I'm not giving up on the future of football. But I agree, it's not as fun as it used to be. I worry about these guys and don't cheer hard hits anymore.

 

I used to be a soldier. Death and life-long injuries go with the territory. Sadly, until people learn to live together in peace, that's just the way it is.

 

But football is just a game. Death and life-long injury shouldn't be part of any game.

 

I hope rule-changes and technology can save my favorite sport.

Posted

I hope we can develop a way to see the damage while the person is alive instead of having the posthumous diagnosis. Until that happens, football will be in danger of losing a lot of premium athletes to other sports.

 

The sons of a couple notable NFL players attend my kids school. They play baseball and basketball.

Posted (edited)

 

 

Like what? They can't all play baseball and not a lot of hockey players on those SEC/ACC teams.....

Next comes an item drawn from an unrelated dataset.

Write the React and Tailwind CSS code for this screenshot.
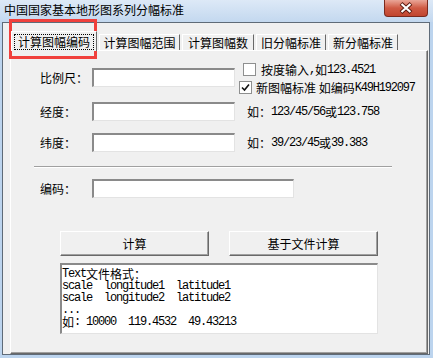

My 16 year old son is a good athlete (6'2"; throws in the low 80s; has played high-level travel baseball for 8 years) and loves the NFL. Neither he nor any of his many sports-oriented friends even contemplate playing football. He literally doesn't know anyone who plays anything beyond the local NFL sponsored flag league (which he plays in). Granted, we're in the NYC area, but I hear this from people in other parts of the country that are not the South too. I don't know any parents who would let their kid play either, and the concussion issue is central. It's a different world from when I was growing up. The decline in Pop Warner and HS participation in areas that are not the South is real. This is one among many stories: http://highschoolsports.oregonlive.com/news/article/-5368247292851455294/high-school-football-at-crossroads-as-participaton-continues-to-decline/ .

 

Will the NFL decline? Perhaps not. There are plenty of great players and programs in the South, and anyway what makes the game interesting is the game itself, not whether it has the best athletes of all outside of athletes who weigh 275-plus pound category (the NFL has a monopoly on those). Elite athletes who have options are not choosing football (again, outside of the South). I can guarantee you that.

Edited by dave mcbride
Posted (edited)

 

This is one of those cases that has me say "there must be more to this CTE thing".

 

This kid was relatively low mileage as a football player. He had serious injuries, and was apparently medicating heavily with pain-killers and self-medicating for the pain. He couldn't sleep.

 

There are plenty of guys who have much longer careers, play in more games, also sustain injuries, and if they do develop problems, only much much later in life or not at all.

 

I had the pleasure of seeing Bo Eason's 1 man show "Runt of the Litter" a couple years ago (funny! and moving - if you ever get the chance, GO even if you hate theatre). This would be a guy who had a similar career to Tyler Sash - started playing football young, played his a** off as a kid, played in college, played 4 years (36 games) in the NFL, suffered multiple serious knee injuries that finally ended his career. In his day he was noted for being a hard hitter (and kinda dirty) so I'm guessing he went helmet-first into a lot of guys.

 

He's 54 now and making a living as an actor, playwright, and speaker. Nothing wrong with his focus, speaking ability, and so on.

 

Is it some combination of playing years, playing style, specific medication, medication interactions, lifestyle? Sleep is important. Is inability to sleep a symptom or part of the cause?

 

Certainly if I was a family member of a former player with symptoms like inability to focus, personality change, inability to sleep, I would want him worked up for CTE.

 

I would like to see a very broad retrospective study of players and former players, gathering data about their football careers, their injuries, lifestyles, medications, administering cognitive tests, PET or MRI scans (whatever shows best). How prevalent is it? How many players and former players show early symptoms of cognitive awareness? Establish baselines, like the concussion baselines but more comprehensive. What helps? What mitigates? Study it. Figure it out.

 

What we have now is just Gollygoshing and Aintitawful, because yes it's a problem, but how prevalent is it? Are there secondary factors and what are they? We just don't know.